There was a lag time between enlistment and call-up. Italian Americans across the United States who knew of the unique situation of the former internees, offered the new U.S. citizens an opportunity to work during this interim period as they awaited call-up. Mario Brigotti, who owned the New York Spaghetti House at 2173 East 9th Street in downtown Cleveland, offered Gabriel a job as a chef.
During his short period of employment, Gabriel met Melevenaria Concetta Di Cera, born in 1924 in Monacilioni, Campobasso, Italy, to Giovanni and Giuseppina Di Cera. Giovanni left his wife in Italy and came to the United States before World War I and served in the U.S. Army. He brought his wife and eleven-year-old daughter to the United States in 1935.
Giovanni, known as John, acquired half interest with Antonio Mazzacappa in a building at 483 East 140th Street on May 12, 1945. John opened a tavern and delicatessen in 1947. The Di Ceras lived in one of the two second-floor apartments.
John Di Cera died on May 14, 1950 and his wife acquired his half interest in the East 140th Street property. She and her daughter, Melevenaria, known as Mary, operated the business for several more years.
Gabriel served in the U.S. Army and became known as Gaby. He saw combat in the Philippines. He achieved the rank of master sergeant and served through the occupation of Japan as a General’s aide to General Bassion.
Despite the persecution they endured, approximately 1.5 million Italian Americans served in the U.S. military during World War II, and 14 received the Medal of Honor for their service. The internment of Italian Americans is a relatively unknown episode in the history of World War II, in part because of the humiliation and silence of the Italian Americans forced to live it.
Gaby and Mary corresponded throughout Gaby’s military tour abroad. After being honorably discharged, Gaby returned to the United States in late 1946 and married Mary in 1947. They began their married life in one of the second-floor apartments owned my Mary's mother on East 140th Street.

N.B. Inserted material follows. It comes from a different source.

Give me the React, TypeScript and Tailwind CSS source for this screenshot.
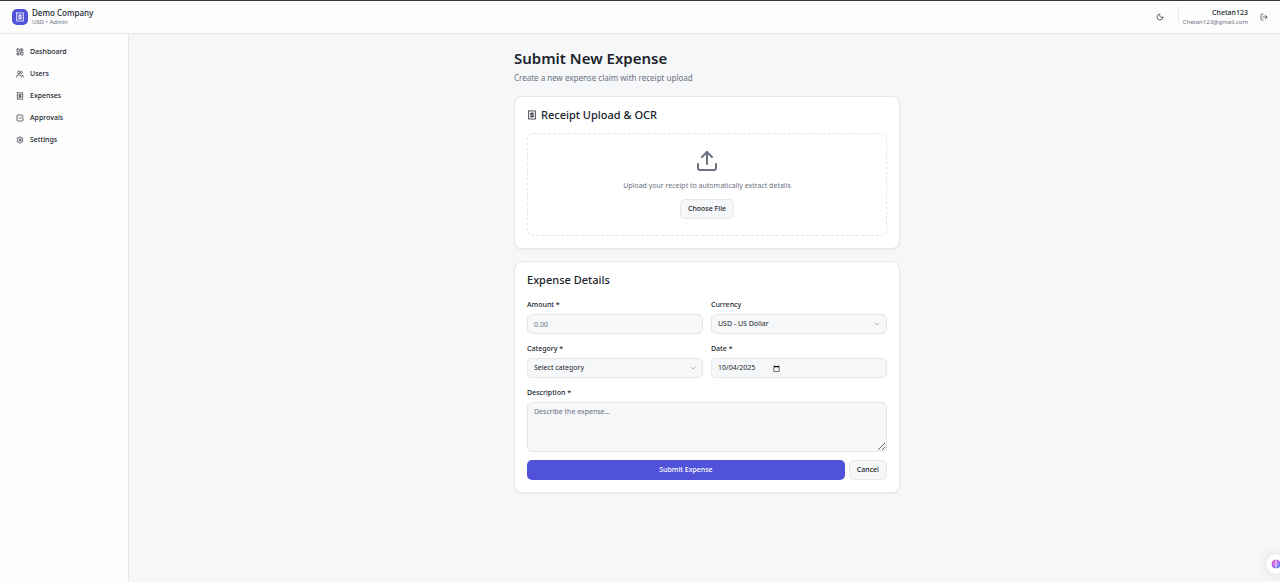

Gaby began his career as an executive chef in the Cleveland area, working in Little Italy and many private country clubs, including Acacia, Mayfield, and Beechmont. As one of the top old school chefs, he helped open the original Red Fox and Blue Fox restaurants.
Gabriel and Mary purchased a four-unit apartment building at 14602 Lake Shore Boulevard on the southeast corner of Lake Shore Boulevard and East 146th Street on October 27, 1952. Three years later, they purchased their Bratenahl home at 12207 Coit Road on November 25, 1955. They sold the 14602 Lake Shore Boulevard apartment building on May 16, 1961.

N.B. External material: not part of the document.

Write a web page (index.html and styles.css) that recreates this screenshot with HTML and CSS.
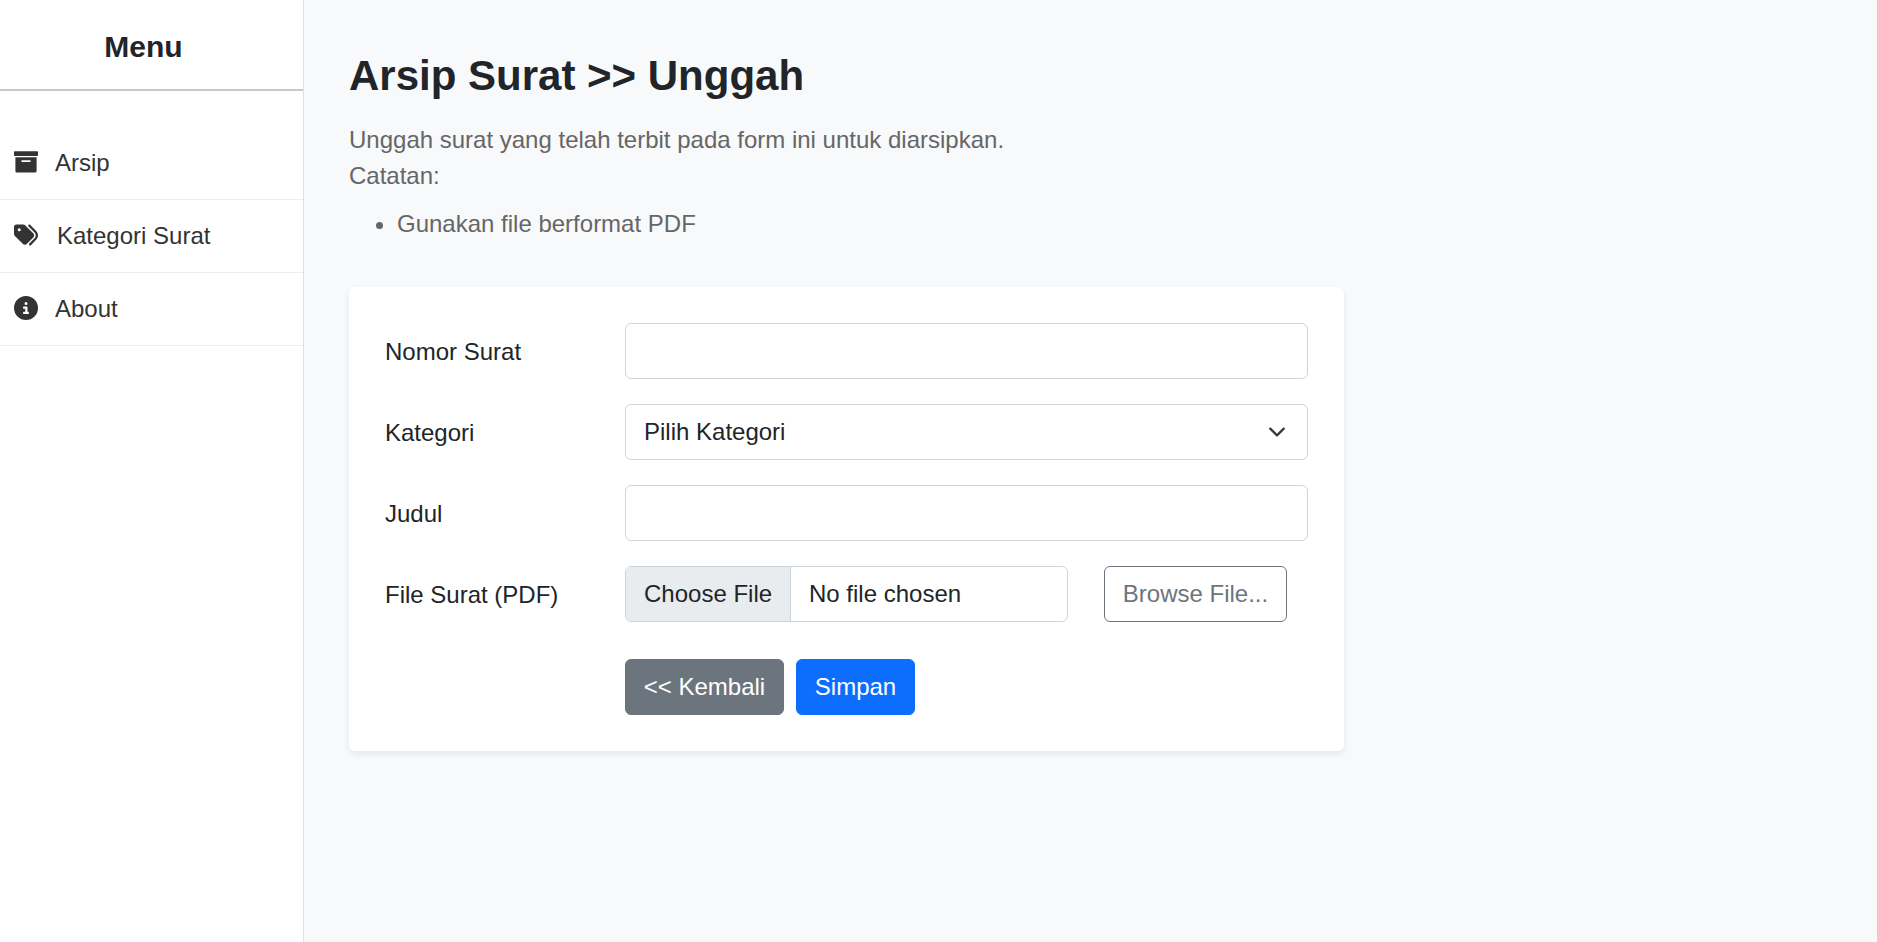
FILE: index.html
```html
<!DOCTYPE html>
<html lang="id">
<head>
<meta charset="utf-8">
<title>Arsip Surat</title>
<link rel="stylesheet" href="styles.css">
</head>
<body>
<aside class="sidebar">
  <h4 class="sidebar-title">Menu</h4>
  <nav class="menu">
    <a class="menu-item" href="#"><svg class="icon" viewBox="0 0 24 24"><path d="M.8 1.300H23.200a.8.8 0 0 1 .8.8V5.300a.6.6 0 0 1-.6.6H.6a.6.6 0 0 1-.6-.6V2.100a.8.8 0 0 1 .8-.8zM1.400 7.300H22.600V21a1.500 1.500 0 0 1-1.500 1.500H2.900A1.500 1.500 0 0 1 1.400 21zM8 10.200a.6.6 0 0 0-.6.6v.6a.6.6 0 0 0 .6.6h8a.6.6 0 0 0 .6-.6v-.6a.6.6 0 0 0-.6-.6z" fill-rule="evenodd"/></svg>Arsip</a>
    <a class="menu-item tags" href="#"><svg class="icon" viewBox="0 0 512 512"><path d="M345 39.100L472.800 168.400c52.400 53 52.400 138.200 0 191.200L360.800 472.900c-9.300 9.400-24.500 9.500-33.900 .2s-9.500-24.500-.2-33.900L438.600 325.900c33.900-34.300 33.900-89.400 0-123.700L310.900 72.900c-9.300-9.400-9.200-24.600 .2-33.900s24.600-9.200 33.900 .2zM0 229.500V80C0 53.500 21.500 32 48 32H197.500c17 0 33.300 6.700 45.300 18.700l168 168c25 25 25 65.500 0 90.500L277.300 442.700c-25 25-65.500 25-90.500 0l-168-168C6.700 262.700 0 246.500 0 229.500zM144 144a32 32 0 1 0 -64 0 32 32 0 1 0 64 0z"/></svg>Kategori Surat</a>
    <a class="menu-item" href="#"><svg class="icon" viewBox="0 0 512 512"><path d="M256 512A256 256 0 1 0 256 0a256 256 0 1 0 0 512zM216 336h24V272H216c-13.300 0-24-10.700-24-24s10.700-24 24-24h48c13.300 0 24 10.700 24 24v88h8c13.300 0 24 10.700 24 24s-10.700 24-24 24H216c-13.300 0-24-10.700-24-24s10.700-24 24-24zm40-208a32 32 0 1 1 0 64 32 32 0 1 1 0-64z"/></svg>About</a>
  </nav>
</aside>
<main class="content">
  <h1 class="page-title">Arsip Surat &gt;&gt; Unggah</h1>
  <div class="description">
    Unggah surat yang telah terbit pada form ini untuk diarsipkan.<br>Catatan:
    <ul class="notes"><li>Gunakan file berformat PDF</li></ul>
  </div>
  <form class="card">
    <div class="row"><label class="label">Nomor Surat</label><div class="control wide"></div></div>
    <div class="row"><label class="label">Kategori</label>
      <div class="control wide select"><span>Pilih Kategori</span><svg class="chevron" viewBox="0 0 16 16"><path d="m2 5 6 6 6-6"/></svg></div></div>
    <div class="row"><label class="label">Judul</label><div class="control wide"></div></div>
    <div class="row"><label class="label">File Surat (PDF)</label>
      <div class="control file"><span class="file-button">Choose File</span><span class="file-name">No file chosen</span></div>
      <button class="btn btn-outline" type="button">Browse File...</button></div>
    <div class="actions"><button class="btn btn-secondary" type="button">&lt;&lt; Kembali</button><button class="btn btn-primary" type="button">Simpan</button></div>
  </form>
</main>
</body>
</html>
```
FILE: styles.css
```css
* { box-sizing: border-box; }
body {
  margin: 0;
  display: flex;
  height: 942px;
  overflow: hidden;
  background: #f8f9fb;
  color: #212529;
  font: 24px/36px "Liberation Sans", Arial, sans-serif;
}
.sidebar {
  width: 304px;
  flex: none;
  background: #fff;
  border-right: 1px solid #dee2e6;
}
.sidebar-title {
  margin: 0 0 36px;
  height: 91px;
  padding: 29px 16px 0 0;
  border-bottom: 2px solid #c8c8c8;
  font-size: 30px;
  font-weight: bold;
  text-align: center;
}
.menu-item {
  display: flex;
  align-items: center;
  height: 73px;
  padding-left: 14px;
  border-bottom: 1px solid #eee;
  color: #333;
  text-decoration: none;
}
.icon {
  width: 24px;
  height: 24px;
  margin: 0 17px 2px 0;
  fill: currentColor;
}
.tags .icon { margin-right: 19px; }
.content { padding: 51px 45px; }
.page-title {
  margin: 0 0 21px;
  font-size: 42px;
  line-height: 50px;
}
.description { color: #666; }
.notes {
  margin: 12px 0 45px;
  padding-left: 48px;
}
.card {
  width: 995px;
  height: 464px;
  padding: 36px;
  background: #fff;
  border-radius: 6px;
  box-shadow: 0 3px 6px rgba(0, 0, 0, .075);
}
.row {
  display: flex;
  height: 56px;
  margin-bottom: 25px;
}
.label {
  width: 240px;
  flex: none;
  padding-top: 11px;
}
.control {
  display: flex;
  height: 56px;
  border: 1px solid #ced4da;
  border-radius: 6px;
  line-height: 54px;
  background: #fff;
  overflow: hidden;
}
.wide { width: 683px; }
.select {
  justify-content: space-between;
  align-items: center;
  padding: 0 21px 0 18px;
}
.chevron {
  width: 18px;
  height: 18px;
  fill: none;
  stroke: #343a40;
  stroke-width: 2;
  stroke-linecap: round;
  stroke-linejoin: round;
}
.file { width: 443px; }
.file-button {
  width: 165px;
  padding-left: 18px;
  background: #e9ecef;
  border-right: 1px solid #ced4da;
}
.file-name { padding-left: 18px; }
.btn {
  height: 56px;
  padding: 0;
  border: 1px solid;
  border-radius: 6px;
  font: inherit;
}
.btn-outline {
  width: 183px;
  margin-left: 36px;
  background: #fff;
  border-color: #6c757d;
  color: #6c757d;
}
.actions {
  display: flex;
  gap: 12px;
  margin: 37px 0 0 240px;
}
.btn-secondary {
  width: 159px;
  background: #6c757d;
  border-color: #6c757d;
  color: #fff;
}
.btn-primary {
  width: 119px;
  background: #0d6efd;
  border-color: #0d6efd;
  color: #fff;
}
```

Gabe and Mary sold the Coit Road home to their son, John, on January 6, 1978. Gaby retired for health reasons in 1979, and Mary retired from her real estate and mortgage banking career at the same time. They took Mary’s mother to Italy and purchased a home in San Salvo, Italy so that she could live out the remainder of her life in the country of her birth. Josephine died four years later.
Gaby died on July 9, 1985. Mary sold the home in San Salvo. She lived with her son, John, at the 12207 Coit Road home until the age of 80 when she moved to a skilled nursing facility. Mary died on December 21, 2013, at the age of 89 and is buried alongside Gaby in All Souls Cemetery in Chardon, Ohio. They were survived by three sons: John born on May 28, 1950, Domenic born in 1953, and Gabriel born in 1958.